2. You Become Magnetically Authentic

There's a word for people who have fully accepted themselves, and it's the same word we use for the people everyone wants to be around: authentic. Authenticity isn't a personality trait. It's what happens when you drop the performance. And people can feel it immediately.

Studies on social attraction show that perceived authenticity is rated as more appealing than physical attractiveness, humor, or shared interests in forming new friendships. When you're not performing, other people feel permission to stop performing too. That mutual unmasking is where real friendship begins.

3. You Handle Rejection Without Spiraling

Rejection is part of adult friendship. Not everyone will click with you. Plans will fall through. People will be too busy. When your sense of self isn't contingent on external validation, these normal social frictions don't become identity crises. You can absorb a "no" without interpreting it as "you're not enough."

This resilience is what allows self-accepting people to keep showing up — past the 10-hour dropout point where most adult friendships die, all the way to the 50-hour mark where casual acquaintances become genuine friends.

4. You Attract Self-Accepting People (And They're Better Friends)

This is the compounding effect that nobody talks about. Self-acceptance doesn't just improve your capacity for friendship — it changes who you attract. People who have done their own inner work recognize it in others. They gravitate toward it.
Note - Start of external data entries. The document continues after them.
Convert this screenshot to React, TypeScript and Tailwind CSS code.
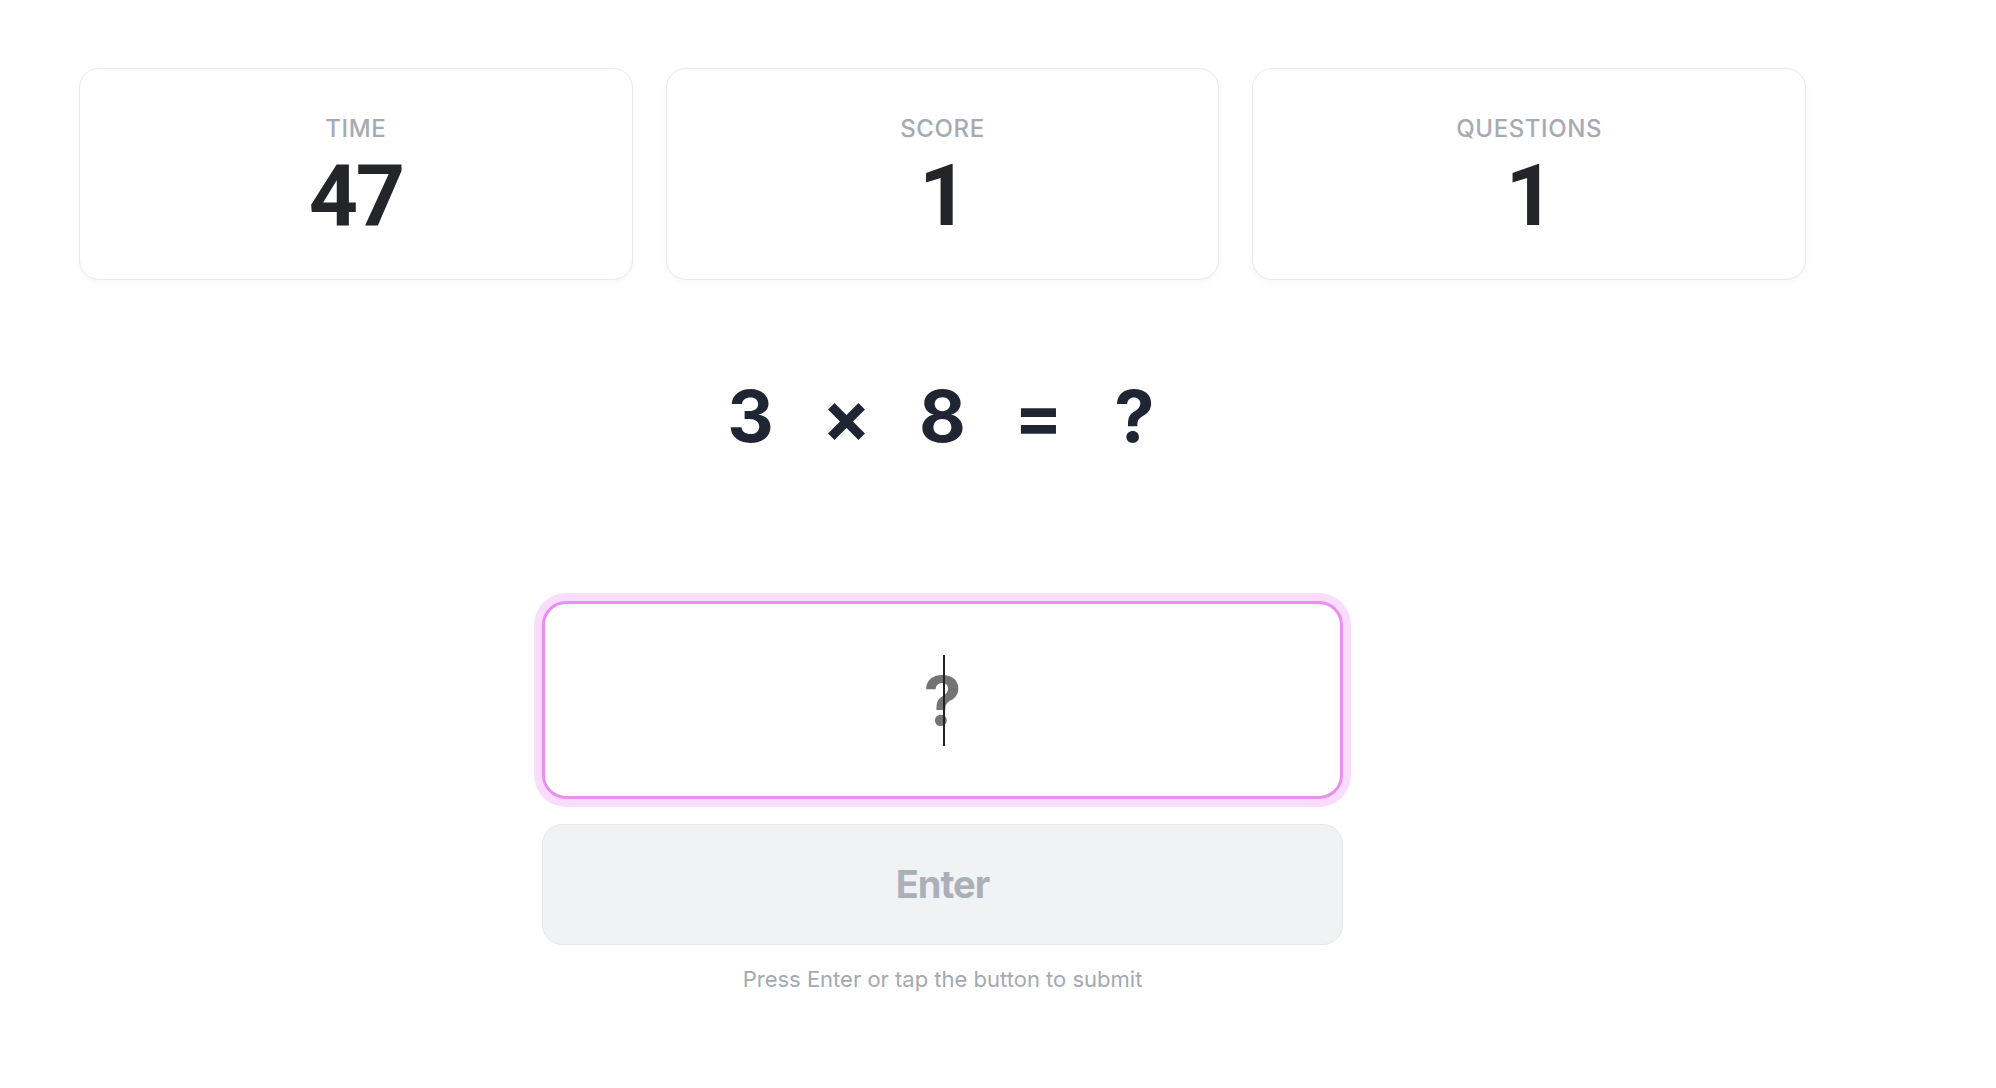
import React from "react";

const stats = [
  { label: "TIME", value: "47" },
  { label: "SCORE", value: "1" },
  { label: "QUESTIONS", value: "1" },
];

const tokens = ["3", "×", "8", "=", "?"];

export default function App() {
  return (
    <div className="min-h-screen bg-white font-['Inter',sans-serif]">
      <div className="pl-[79px] pt-[68px]">
        <div className="w-[1727px] flex flex-col">
          <div className="grid grid-cols-3 gap-[33px]">
            {stats.map((s) => (
              <div
                key={s.label}
                className="h-[212px] pt-[3px] rounded-[20px] border border-[#e8e9ec] bg-white shadow-[0_2px_6px_rgba(0,0,0,0.04)] flex flex-col items-center justify-center"
              >
                <div className="text-2xl leading-8 font-medium tracking-wide text-[#a6abb3]">
                  {s.label}
                </div>
                <div className="mt-[8px] text-[86px] leading-none font-bold text-[#232529] tracking-tight font-['Roboto',sans-serif]">
                  {s.value}
                </div>
              </div>
            ))}
          </div>

          <div className="mt-[100px] flex justify-center">
            {tokens.map((t, i) => (
              <div
                key={i}
                className="w-[96px] text-center text-7xl leading-none font-bold text-[#1f2533]"
              >
                {t}
              </div>
            ))}
          </div>

          <div className="mt-[149px] flex flex-col items-center">
            <div className="relative w-[801px] h-[198px] rounded-3xl border-[3px] border-[#e98ff3] ring-8 ring-[#fadcfc] bg-white flex items-center justify-center">
              <span className="text-[68px] leading-none font-bold text-[#747474]">?</span>
              <div className="absolute left-1/2 top-[51px] w-[2px] h-[91px] bg-[#222222]" />
            </div>

            <button className="mt-[25px] w-[801px] h-[121px] rounded-[20px] border border-[#e5e7eb] bg-[#f1f2f4] flex items-center justify-center">
              <span className="text-[38px] font-bold tracking-tight text-[#abb0b8]">Enter</span>
            </button>

            <p className="mt-5 text-[22px] leading-7 text-[#a5a9b0]">
              Press Enter or tap the button to submit
            </p>
          </div>
        </div>
      </div>
    </div>
  );
}
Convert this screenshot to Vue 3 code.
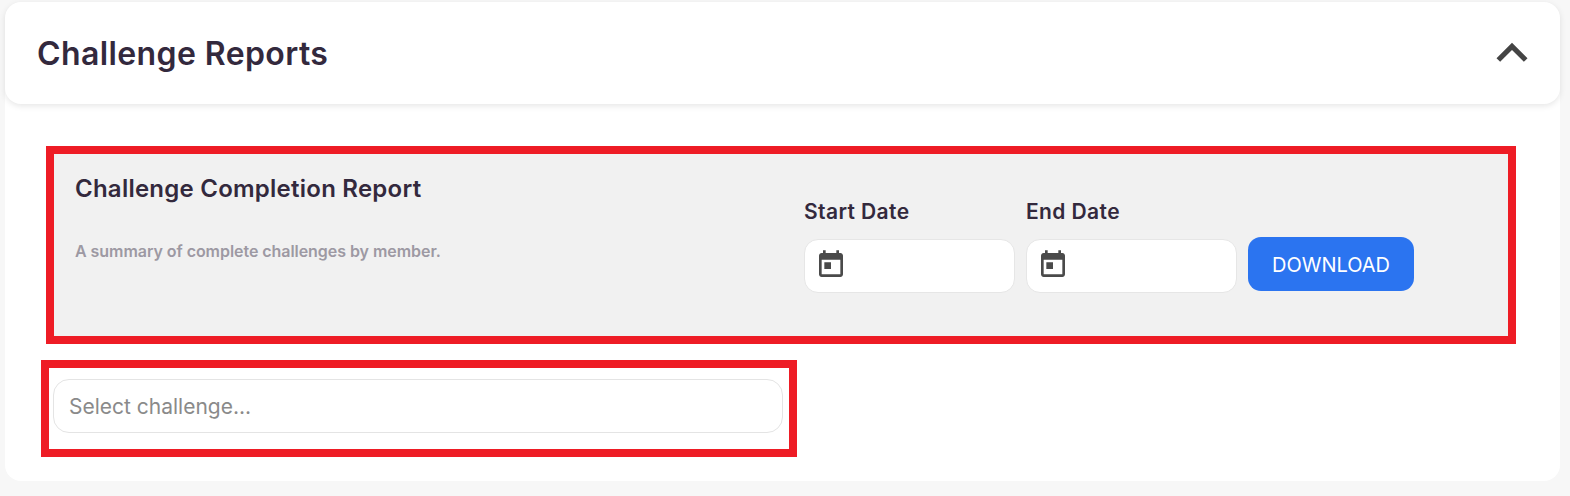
<template>
  <div class="page">
    <section class="card">
      <header class="card-header">
        <h1 class="card-title">Challenge Reports</h1>
        <svg class="collapse-icon" viewBox="0 0 24 24" aria-hidden="true">
          <path d="M12 8l-6 6 1.41 1.41L12 10.83l4.59 4.58L18 14z" />
        </svg>
      </header>

      <div class="report-box">
        <div class="report-panel">
          <div class="report-info">
            <h2 class="report-title">Challenge Completion Report</h2>
            <p class="report-desc">A summary of complete challenges by member.</p>
          </div>
          <div class="report-form">
            <div v-for="field in dateFields" :key="field" class="date-field">
              <label class="date-label">{{ field }}</label>
              <div class="date-input">
                <svg class="calendar-icon" viewBox="0 0 24 24" aria-hidden="true">
                  <path d="M19 3h-1V1h-2v2H8V1H6v2H5c-1.11 0-1.99.9-1.99 2L3 19c0 1.1.89 2 2 2h14c1.1 0 2-.9 2-2V5c0-1.1-.9-2-2-2zm0 16H5V8h14v11zM7 10h5v5H7z" />
                </svg>
              </div>
            </div>
            <button type="button" class="download-btn">DOWNLOAD</button>
          </div>
        </div>
      </div>

      <div class="select-box">
        <input class="challenge-select" type="text" placeholder="Select challenge..." />
      </div>
    </section>
  </div>
</template>

<script setup>
const dateFields = ['Start Date', 'End Date']
</script>

<style>
html, body {
  margin: 0;
  background: #f7f7f7;
}
</style>

<style scoped>
.page {
  padding: 2px 10px 15px 5px;
  font-family: Inter, "Open Sans", sans-serif;
  color: #33293d;
}

.card {
  background: #fff;
  border-radius: 16px;
  padding-bottom: 24px;
}

.card-header {
  display: flex;
  align-items: center;
  justify-content: space-between;
  height: 102px;
  padding: 0 17px 0 32px;
  box-sizing: border-box;
  border-radius: 16px;
  box-shadow: 0 2px 6px rgba(0, 0, 0, 0.1);
}

.card-title {
  margin: 0;
  font-size: 32px;
  font-weight: 600;
  letter-spacing: 0.4px;
}

.collapse-icon {
  width: 62px;
  height: 62px;
  fill: #444;
}

.report-box {
  margin: 42px 44px 0 41px;
  border: 8px solid #ee1c25;
}

.report-panel {
  display: grid;
  grid-template-columns: 1fr 1fr;
  height: 182px;
  background: #f1f1f1;
}

.report-info {
  padding: 21px 21px 0;
}

.report-title {
  margin: 0;
  font-size: 24px;
  line-height: 28px;
  font-weight: 600;
  letter-spacing: 0.24px;
}

.report-desc {
  margin: 38px 0 0;
  font-size: 16px;
  line-height: 20px;
  font-weight: 600;
  letter-spacing: -0.05px;
  color: #9d99a3;
}

.report-form {
  display: flex;
  align-items: flex-end;
  gap: 11px;
  padding: 0 21px 45px 23px;
}

.date-field {
  display: flex;
  flex-direction: column;
  gap: 15px;
  width: 211px;
}

.date-label {
  font-size: 21px;
  line-height: 24px;
  font-weight: 600;
  letter-spacing: 0.4px;
}

.date-input {
  display: flex;
  align-items: center;
  height: 54px;
  margin-bottom: -2px;
  padding: 0 0 2px 10px;
  box-sizing: border-box;
  background: #fff;
  border: 1px solid #e6e6e6;
  border-radius: 14px;
}

.calendar-icon {
  width: 32px;
  height: 32px;
  fill: #4a4a4a;
}

.download-btn {
  width: 166px;
  height: 54px;
  padding: 2px 0 0;
  border: none;
  border-radius: 13px;
  background: #2b74f0;
  color: #fff;
  font-family: inherit;
  font-size: 20px;
}

.select-box {
  width: 756px;
  margin: 16px 0 0 36px;
  padding: 11px 6px 16px 4px;
  box-sizing: border-box;
  border: 8px solid #ee1c25;
}

.challenge-select {
  display: block;
  width: 100%;
  height: 54px;
  padding: 0 15px;
  box-sizing: border-box;
  border: 1px solid #e4e4e4;
  border-radius: 16px;
  outline: none;
  font-family: inherit;
  font-size: 21px;
}

.challenge-select::placeholder {
  color: #8a8a8a;
}
</style>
Meanwhile, the social circles built on mutual performance, comparison, and conditional acceptance? Those are the friendships that collapse under the slightest pressure. You don't just want more friends. You want friends who can handle the real you. And that starts with you handling the real you first.

5. You Stop Using Friendship as a Mirror and Start Using It as a Window

When you haven't accepted yourself, friendships become a mirror — you're constantly looking at the other person to figure out how you're doing. Do they like me? Did I say the wrong thing? Am I enough?

Self-acceptance frees you from the mirror. Suddenly, friendships become a window — you're curious about the other person. You ask better questions. You listen differently. You're present in a way that most people rarely experience from another human being.

And that kind of presence? It's the rarest thing in 2026. It's what people remember. It's what makes someone text you first.

What This Looks Like in Practice

You don't need a self-acceptance overhaul before your next conversation. Start small:

  • Next time you want to cancel plans because you're not feeling "your best," go anyway. Show up at 60%. You'll discover that 60% of you is still someone worth knowing.
  • Next time you catch yourself crafting the "perfect" text, send the first draft. The unpolished version is the one that sounds like a real person.
  • Next time someone gives you a compliment, say "thank you" instead of deflecting. Let it land.
  • Next time you meet someone new, resist the urge to lead with your highlight reel. Lead with a question. Lead with curiosity. Lead with the version of yourself that doesn't need to impress anyone.

On platforms like YaraCircle, this is exactly the dynamic that makes anonymous conversation so powerful. When you meet someone without the baggage of profiles, follower counts, or appearance — when you're just words and thoughts and personality — the self-acceptance question becomes almost irrelevant. You are already enough, because you are already being yourself. There's nothing else to be.

And for a lot of people, that first experience of being accepted as-is by a complete stranger is what unlocks self-acceptance in every other relationship.

The International No Diet Day Promise

Here's the promise of today, extended beyond food and bodies to the place it's always belonged:

You do not need to shrink yourself — physically, emotionally, or socially — to earn the right to be loved by the people around you.

The friendship recession is real. The isolation is real. But so is this: every piece of research on adult friendship points to the same starting place. Not networking events. Not social skills workshops. Not a better opening line.

Self-acceptance.

The friendship you deserve starts with the radical, countercultural, quietly revolutionary decision to believe that you are already someone worth knowing — today, as you are, before you fix a single thing.

Happy No Diet Day. Now go be yourself at someone. You'd be surprised how well it works.